VoIP Case Study: Toyota Material Handling Print E-mail
Written by Adam Gosling   
Thursday, 07 September 2006
The Material Handling division of Toyota deals in forklift's rather than cars, but its Australian VoIP deployment counts 100 users on its IP Telephony system.

Nortel was initially brought in to help out with high levels of call costs between Toyota Material Handling (TMH) branches in South Australia and Victoria. The result was a new phone system that will save the company an estimated A$14,000 a year.

The currently pays for ISDN lines between its Adelaide and Melbourne offices and the savings exclude the call charges on top of the connectivity charges.

In true IP Telephony fashion, though, the new system brings more to the company than savings on interstate toll charges.  TMH's old telephone systems didn't even have voicemail now, using Nortel's Business Communication Manager platform the division has a state of the art unified messaging system.

"We realised we needed a new phone system that would grow with our business, and spent about a year looking at different solutions that would complement our existing network model. Nortel's solution was the best by some measure," said Simon Hoby, network and systems manager, TMH.

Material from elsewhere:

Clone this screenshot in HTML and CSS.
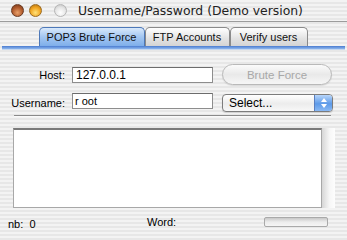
FILE: index.html
```html
<!DOCTYPE html>
<html lang="en">

<head>
    <meta charset="UTF-8">
    <meta name="viewport" content="width=device-width, initial-scale=1.0">
    <title>Username/Password (Demo version)</title>
    <link rel="stylesheet" href="styles.css">
</head>

<body>
    <div class="ventana">
        <div class="barra-titulo">
            <div class="botones">
                <span class="boton cerrar"></span>
                <span class="boton minimizar"></span>
                <span class="boton zoom"></span>
            </div>
            <div class="titulo">Username/Password (Demo version)</div>
        </div>

        <div class="pestanas">
            <div class="pestana activa">POP3 Brute Force</div>
            <div class="pestana">FTP Accounts</div>
            <div class="pestana">Verify users</div>
        </div>
        <div class="linea-azul"></div>

        <div class="formulario">
            <label for="host">Host:</label>
            <input type="text" id="host" class="campo" value="127.0.0.1">
            <button class="boton-pastilla" disabled>Brute Force</button>

            <label for="usuario">Username:</label>
            <input type="text" id="usuario" class="campo campo-usuario" value="r oot">
            <div class="selector">
                <span>Select...</span>
                <span class="flechas">
                    <svg width="6" height="10" viewBox="0 0 6 10">
                        <path d="M0 4 L3 0 L6 4 Z" fill="#ffffff" />
                        <path d="M0 6 L3 10 L6 6 Z" fill="#ffffff" />
                    </svg>
                </span>
            </div>
        </div>

        <div class="separador"></div>

        <div class="zona-texto">
            <div class="resultados"></div>
            <div class="sombra"></div>
        </div>

        <div class="pie">
            <span class="contador">nb:&nbsp; 0</span>
            <span class="palabra">Word:</span>
            <span class="progreso"></span>
        </div>
    </div>
</body>

</html>
```

FILE: styles.css
```css
body {
    font-family: "Liberation Sans", Arial, sans-serif;
    margin: 0;
    padding: 0;
    font-size: 11px;
    color: #000000;
}

.ventana {
    width: 347px;
    height: 240px;
    overflow: hidden;
    background: repeating-linear-gradient(to bottom, #f3f3f3 0, #f3f3f3 2px, #e7e7e7 2px, #e7e7e7 4px);
}

.barra-titulo {
    height: 22px;
    display: flex;
    align-items: center;
    border-bottom: 1px solid #9c9c9c;
    box-sizing: border-box;
}

.botones {
    display: flex;
    gap: 5px;
    padding-left: 11px;
}

.boton {
    width: 13px;
    height: 13px;
    border-radius: 50%;
    box-sizing: border-box;
}

.cerrar {
    background: radial-gradient(circle at 50% 70%, #e9a06a 0, #b05a2c 55%, #6e3418 100%);
    border: 1px solid #6a3a22;
}

.minimizar {
    background: radial-gradient(circle at 50% 70%, #ffe27a 0, #f0a420 55%, #a86a10 100%);
    border: 1px solid #9a6a20;
}

.zoom {
    margin-left: 7px;
    background: radial-gradient(circle at 50% 70%, #ffffff 0, #e6e6e6 55%, #bdbdbd 100%);
    border: 1px solid #b5b5b5;
}

.titulo {
    margin-left: 11px;
    font-family: "DejaVu Sans", sans-serif;
    font-size: 12.4px;
    color: #222222;
    white-space: nowrap;
}

.pestanas {
    display: flex;
    justify-content: center;
    margin-top: 5px;
    padding-right: 1px;
}

.pestana {
    height: 19px;
    line-height: 18px;
    padding: 0;
    box-sizing: border-box;
    border: 1px solid #8a8a8a;
    border-bottom: none;
    border-radius: 5px 5px 0 0;
    background: linear-gradient(to bottom, #ffffff, #e2e2e2 60%, #d4d4d4);
    color: #111111;
    white-space: nowrap;
    text-align: center;
}

.pestana.activa {
    width: 106px;
    background: linear-gradient(to bottom, #d9e9fb, #a7c9f2 45%, #7eaeea);
    border-color: #4d78b8;
}

.pestana:nth-child(2) {
    width: 85px;
}

.pestana:nth-child(3) {
    width: 78px;
}

.linea-azul {
    height: 3px;
    margin: 0 2px;
    background: linear-gradient(to bottom, #4a7bd0, #8fb8ee);
    border-bottom: 1px solid #c6d8f0;
}

.formulario {
    display: grid;
    grid-template-columns: 72px 150px 112px;
    grid-template-rows: 21px 19px;
    row-gap: 8px;
    align-items: center;
    margin-top: 14px;
}

.formulario label {
    text-align: right;
    padding-right: 7px;
}

.campo {
    width: 141px;
    height: 16px;
    padding: 0 3px;
    margin: 0;
    border: 1px solid #8d8d8d;
    border-top-color: #6c6c6c;
    box-sizing: border-box;
    font-family: "Liberation Sans", Arial, sans-serif;
    font-size: 12px;
    background: #ffffff;
}

.campo-usuario {
    font-size: 11px;
    padding-left: 2px;
    align-self: start;
}

.boton-pastilla {
    width: 110px;
    height: 21px;
    border: 1px solid #b9b9b9;
    border-radius: 11px;
    background: linear-gradient(to bottom, #fbfbfb, #e9e9e9 50%, #f6f6f6);
    color: #a8a8a8;
    font-family: "Liberation Sans", Arial, sans-serif;
    font-size: 11.5px;
    padding: 0;
    box-shadow: 0 1px 1px rgba(0, 0, 0, 0.1);
}

.selector {
    width: 111px;
    height: 18px;
    display: flex;
    align-items: center;
    justify-content: space-between;
    border: 1px solid #7c7c7c;
    border-radius: 4px;
    box-sizing: border-box;
    background: linear-gradient(to bottom, #ffffff, #ececec 55%, #f8f8f8);
    font-size: 12px;
    padding-left: 6px;
    overflow: hidden;
    box-shadow: 0 1px 1px rgba(0, 0, 0, 0.15);
}

.flechas {
    width: 17px;
    height: 16px;
    display: flex;
    align-items: center;
    justify-content: center;
    background: linear-gradient(to bottom, #b8d6fb, #5d9ae8 55%, #8ab9f4);
    border-left: 1px solid #5a7fbf;
}

.separador {
    height: 1px;
    margin: 3px 16px 0 14px;
    background-color: #8a8a8a;
    border-bottom: 1px solid #fafafa;
}

.zona-texto {
    display: flex;
    margin: 11px 0 0 13px;
}

.resultados {
    width: 309px;
    height: 80px;
    box-sizing: border-box;
    background-color: #ffffff;
    border: 1px solid #a8a8a8;
    border-top: 2px solid #7a7a7a;
}

.sombra {
    width: 13px;
    height: 80px;
    background: linear-gradient(to right, #d6d6d6, #f7f7f7 60%, #fdfdfd);
}

.pie {
    display: flex;
    align-items: center;
    margin-top: 8px;
    height: 12px;
}

.contador {
    width: 139px;
    padding-left: 8px;
    margin-top: 4px;
}

.palabra {
    width: 117px;
}

.progreso {
    width: 64px;
    height: 10px;
    box-sizing: border-box;
    border: 1px solid #a9a9a9;
    border-radius: 2px;
    background: linear-gradient(to bottom, #c8c8c8, #ececec 50%, #f5f5f5);
}
```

TMH, which is based in the South Australian capital, Adelaide, was formerly known as Prolift Toyota. TMH is the official distributor for Toyota, the BT Lift Truck product range and Raymond industrial equipment in South Australia and Victoria. The company is a division of Toyota Industries Corporation Australia and has three offices - one in Adelaide and two in Melbourne.

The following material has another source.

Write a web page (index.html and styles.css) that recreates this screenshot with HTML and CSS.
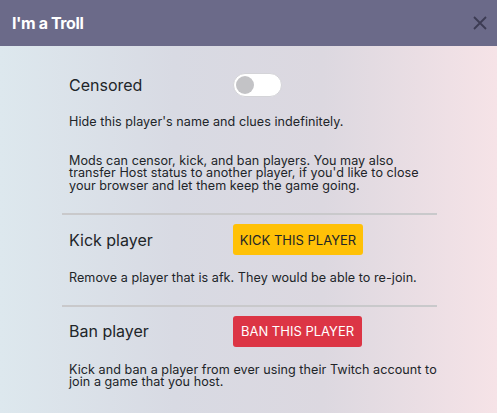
FILE: index.html
```html
<!DOCTYPE html>
<html>
<head>
<meta charset="utf-8">
<link rel="stylesheet" href="styles.css">
</head>
<body>
<div class="modal">
  <header class="modal-header">
    <h1 class="modal-title">I'm a Troll</h1>
    <button class="close" aria-label="Close">
      <svg width="14" height="14" viewBox="0 0 14 14"><path d="M1 1 L13 13 M13 1 L1 13" stroke="#3c3b53" stroke-width="1.8" fill="none"/></svg>
    </button>
  </header>
  <div class="modal-body">
    <div class="content">
      <section class="section first">
        <div class="row">
          <div class="label">Censored</div>
          <div class="toggle"><span class="knob"></span></div>
        </div>
        <p class="desc">Hide this player's name and clues indefinitely.</p>
        <p class="desc mods">Mods can censor, kick, and ban players. You may also transfer Host status to another player, if you'd like to close your browser and let them keep the game going.</p>
      </section>
      <section class="section kick">
        <div class="row">
          <div class="label">Kick player</div>
          <button class="btn btn-warning">KICK THIS PLAYER</button>
        </div>
        <p class="desc">Remove a player that is afk. They would be able to re-join.</p>
      </section>
      <section class="section ban">
        <div class="row">
          <div class="label">Ban player</div>
          <button class="btn btn-danger">BAN THIS PLAYER</button>
        </div>
        <p class="desc">Kick and ban a player from ever using their Twitch account to join a game that you host.</p>
      </section>
    </div>
  </div>
</div>
</body>
</html>
```

FILE: styles.css
```css
* { box-sizing: border-box; }
html, body { margin: 0; padding: 0; }
body {
  width: 497px;
  height: 413px;
  overflow: hidden;
  font-family: "Inter", "Noto Sans", sans-serif;
  color: #212529;
}
.modal { display: flex; flex-direction: column; height: 413px; }
.modal-header {
  height: 46px;
  background: #6b6a89;
  display: flex;
  align-items: center;
  justify-content: space-between;
  padding: 0 10px 0 12px;
}
.modal-title {
  margin: 0;
  font-size: 16px;
  font-weight: 700;
  color: #ffffff;
  letter-spacing: -0.4px;
}
.close {
  border: 0;
  background: none;
  padding: 0;
  width: 14px;
  height: 14px;
  display: block;
}
.close svg { display: block; }
.modal-body {
  flex: 1;
  background: linear-gradient(90deg, #dde8ee 0%, #d8dae3 35%, #dcd8e0 65%, #f6e3e7 100%);
}
.content {
  width: 375px;
  margin-left: 62px;
  padding-top: 27px;
}
.section { padding: 0 0 0 7px; border-top: 2px solid #c9c9cb; }
.section.first { border-top: 0; }
.row { display: flex; align-items: center; }
.label { width: 164px; font-size: 16px; }
.toggle {
  width: 49px;
  height: 24px;
  border-radius: 12px;
  background: #ffffff;
  border: 1px solid #d4d4d8;
  display: flex;
  align-items: center;
  padding-left: 2px;
}
.knob { width: 18px; height: 18px; border-radius: 50%; background: #c3c3c6; }
.desc { margin: 0; font-size: 12.6px; line-height: 12.5px; letter-spacing: 0.05px; }
.first .desc { margin-top: 19px; }
.first .desc.mods { margin-top: 26px; margin-bottom: 21px; }
.kick .row, .ban .row { padding-top: 9px; }
.kick .desc { margin-top: 17px; margin-bottom: 20px; }
.ban .desc { margin-top: 17px; }
.btn {
  border: 0;
  border-radius: 3px;
  height: 31px;
  padding: 0;
  font-family: inherit;
  font-size: 13px;
  white-space: nowrap;
  text-align: center;
}
.btn-warning { background: #ffc107; color: #212529; width: 130px; }
.btn-danger { background: #dc3545; color: #ffffff; width: 129px; }
```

Nortel's solution was to deploy three Business Communication Manager (BCM) 400s, one at each branch office, and Nortel IP handsets for desktop users.

Nortel G-bit switches at the Adelaide branch power the network and the handsets with Power over Ethernet (PoE).

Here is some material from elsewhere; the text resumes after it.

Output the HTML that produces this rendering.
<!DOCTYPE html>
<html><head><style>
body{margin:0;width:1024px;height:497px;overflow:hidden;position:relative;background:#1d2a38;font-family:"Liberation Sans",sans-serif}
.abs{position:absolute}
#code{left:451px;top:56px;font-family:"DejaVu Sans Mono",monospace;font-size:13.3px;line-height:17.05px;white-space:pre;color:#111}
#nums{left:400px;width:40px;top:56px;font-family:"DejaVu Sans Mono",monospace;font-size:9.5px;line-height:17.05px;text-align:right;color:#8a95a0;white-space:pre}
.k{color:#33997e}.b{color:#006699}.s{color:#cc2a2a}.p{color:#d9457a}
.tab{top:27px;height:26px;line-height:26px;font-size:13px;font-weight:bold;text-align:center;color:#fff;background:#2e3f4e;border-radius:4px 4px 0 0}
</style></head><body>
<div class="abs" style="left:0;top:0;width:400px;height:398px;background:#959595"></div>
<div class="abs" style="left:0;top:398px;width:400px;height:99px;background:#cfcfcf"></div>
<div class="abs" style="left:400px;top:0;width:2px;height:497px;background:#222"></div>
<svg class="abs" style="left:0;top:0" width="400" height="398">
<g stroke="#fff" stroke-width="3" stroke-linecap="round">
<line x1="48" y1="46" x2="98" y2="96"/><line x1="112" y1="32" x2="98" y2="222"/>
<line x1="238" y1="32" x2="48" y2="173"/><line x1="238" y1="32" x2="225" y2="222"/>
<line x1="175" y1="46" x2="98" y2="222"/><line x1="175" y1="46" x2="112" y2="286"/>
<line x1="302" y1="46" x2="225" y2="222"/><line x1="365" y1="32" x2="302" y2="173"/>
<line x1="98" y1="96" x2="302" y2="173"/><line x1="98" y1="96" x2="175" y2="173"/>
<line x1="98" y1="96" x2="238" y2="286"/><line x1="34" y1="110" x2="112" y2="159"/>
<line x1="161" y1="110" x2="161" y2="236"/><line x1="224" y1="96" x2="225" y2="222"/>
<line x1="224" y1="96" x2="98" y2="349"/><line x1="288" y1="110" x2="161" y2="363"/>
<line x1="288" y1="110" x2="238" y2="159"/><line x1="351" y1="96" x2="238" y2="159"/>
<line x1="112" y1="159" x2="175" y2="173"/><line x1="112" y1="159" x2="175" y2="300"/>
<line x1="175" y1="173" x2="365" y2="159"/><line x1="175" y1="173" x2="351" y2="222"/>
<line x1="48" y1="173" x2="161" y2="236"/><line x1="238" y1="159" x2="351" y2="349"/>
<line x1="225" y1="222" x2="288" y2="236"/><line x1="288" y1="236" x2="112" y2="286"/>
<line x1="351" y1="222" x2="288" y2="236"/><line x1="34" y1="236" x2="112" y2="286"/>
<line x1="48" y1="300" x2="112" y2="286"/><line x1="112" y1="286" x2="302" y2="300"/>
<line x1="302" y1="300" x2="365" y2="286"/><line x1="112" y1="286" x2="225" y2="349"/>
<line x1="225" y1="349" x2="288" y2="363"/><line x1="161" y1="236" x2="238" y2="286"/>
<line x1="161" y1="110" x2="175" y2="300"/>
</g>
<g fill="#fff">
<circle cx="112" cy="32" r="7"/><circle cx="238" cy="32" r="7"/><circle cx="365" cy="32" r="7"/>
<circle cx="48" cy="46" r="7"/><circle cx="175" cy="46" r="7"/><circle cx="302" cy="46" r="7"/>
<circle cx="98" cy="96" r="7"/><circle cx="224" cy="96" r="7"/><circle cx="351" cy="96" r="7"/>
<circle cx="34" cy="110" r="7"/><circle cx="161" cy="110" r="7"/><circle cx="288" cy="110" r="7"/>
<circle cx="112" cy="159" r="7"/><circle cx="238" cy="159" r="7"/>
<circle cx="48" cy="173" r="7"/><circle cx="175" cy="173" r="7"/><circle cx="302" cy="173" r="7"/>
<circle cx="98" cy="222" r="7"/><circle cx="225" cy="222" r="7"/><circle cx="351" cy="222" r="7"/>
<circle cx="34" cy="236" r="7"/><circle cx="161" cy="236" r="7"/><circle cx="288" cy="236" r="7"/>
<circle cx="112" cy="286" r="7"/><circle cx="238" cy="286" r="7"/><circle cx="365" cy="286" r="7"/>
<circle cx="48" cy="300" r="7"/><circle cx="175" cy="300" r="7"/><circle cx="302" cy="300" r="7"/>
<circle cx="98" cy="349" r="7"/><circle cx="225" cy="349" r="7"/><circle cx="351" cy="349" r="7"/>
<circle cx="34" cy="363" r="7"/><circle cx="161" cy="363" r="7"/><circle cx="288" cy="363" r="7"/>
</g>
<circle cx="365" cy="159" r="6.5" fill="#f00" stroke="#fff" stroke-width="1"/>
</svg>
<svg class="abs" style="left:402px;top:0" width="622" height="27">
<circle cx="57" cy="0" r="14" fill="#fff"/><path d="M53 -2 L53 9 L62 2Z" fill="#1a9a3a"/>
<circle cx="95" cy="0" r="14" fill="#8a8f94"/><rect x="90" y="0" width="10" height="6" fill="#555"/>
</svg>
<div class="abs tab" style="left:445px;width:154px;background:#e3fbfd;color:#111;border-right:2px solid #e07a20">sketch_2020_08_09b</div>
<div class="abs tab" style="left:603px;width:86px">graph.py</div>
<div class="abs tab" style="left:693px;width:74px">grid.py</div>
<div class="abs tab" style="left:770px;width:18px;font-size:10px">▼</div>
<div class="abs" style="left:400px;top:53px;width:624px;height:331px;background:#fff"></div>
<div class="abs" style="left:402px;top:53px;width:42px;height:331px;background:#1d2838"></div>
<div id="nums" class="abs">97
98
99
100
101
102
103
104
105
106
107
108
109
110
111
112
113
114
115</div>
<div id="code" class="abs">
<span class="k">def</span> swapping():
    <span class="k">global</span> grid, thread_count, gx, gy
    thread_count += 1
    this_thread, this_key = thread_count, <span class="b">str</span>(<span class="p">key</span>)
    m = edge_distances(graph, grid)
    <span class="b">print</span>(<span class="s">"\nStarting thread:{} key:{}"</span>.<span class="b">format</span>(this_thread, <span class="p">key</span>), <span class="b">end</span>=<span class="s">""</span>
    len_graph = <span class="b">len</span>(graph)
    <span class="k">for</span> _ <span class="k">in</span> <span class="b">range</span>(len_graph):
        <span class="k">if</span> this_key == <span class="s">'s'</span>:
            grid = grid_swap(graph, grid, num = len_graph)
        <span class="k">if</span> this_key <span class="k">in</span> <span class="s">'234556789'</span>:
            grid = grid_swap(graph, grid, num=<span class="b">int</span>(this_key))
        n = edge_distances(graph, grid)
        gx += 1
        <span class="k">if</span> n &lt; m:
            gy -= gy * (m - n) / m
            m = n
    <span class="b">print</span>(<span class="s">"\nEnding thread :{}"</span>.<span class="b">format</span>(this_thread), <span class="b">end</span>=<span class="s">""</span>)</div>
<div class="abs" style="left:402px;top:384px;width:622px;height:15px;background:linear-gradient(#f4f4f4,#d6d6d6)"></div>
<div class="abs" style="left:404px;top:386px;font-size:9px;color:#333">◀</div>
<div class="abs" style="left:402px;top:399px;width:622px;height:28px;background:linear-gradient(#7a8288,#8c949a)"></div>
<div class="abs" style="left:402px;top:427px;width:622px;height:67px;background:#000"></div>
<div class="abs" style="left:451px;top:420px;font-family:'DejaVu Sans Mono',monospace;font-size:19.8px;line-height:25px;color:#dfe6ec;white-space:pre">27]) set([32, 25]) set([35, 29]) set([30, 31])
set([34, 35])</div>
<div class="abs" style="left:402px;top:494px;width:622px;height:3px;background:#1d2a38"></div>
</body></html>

Like other BCM's in Nortel's range, the mid-sized 400 gives SMBs like TMH the only converged voice and data solution in the industry, providing a choice of IP-enabled or pure-IP strategy.

"We wanted to be able to communicate more seamlessly across our branch network, and that meant being able to stay in constant touch without driving call costs through the roof," says Hoby.

"We already had a wide area network in place so it was basically a matter of finding the right solution to give us the connectivity and telephony features we could route across the network," he said.

"Nortel's BCMs give us the flexibility of connecting older PCs to dial-up modems that we still use to communicate with banks and other institutions still stuck on dial-up, while using our core network infrastructure to route IP telephony calls between branches and mobile workers.

"We can also use the system for local call hop-offs, meaning calls that are placed between Adelaide and Melbourne are always charged at a local rate, even though they're interstate."

"Companies looking to migrate their older telephone systems to IP telephony often need a step-up to the new technology without sacrificing any of the features or writing off their investments in analogue handsets," says Nick Avakian, general manager, Enterprise Networks, Australia and New Zealand, Nortel.

"Our BCM portfolio gives SMBs the flexibility of retaining legacy equipment while migrating to IP telephony at their own pace, and a scalable platform on which to base their IP communication networks."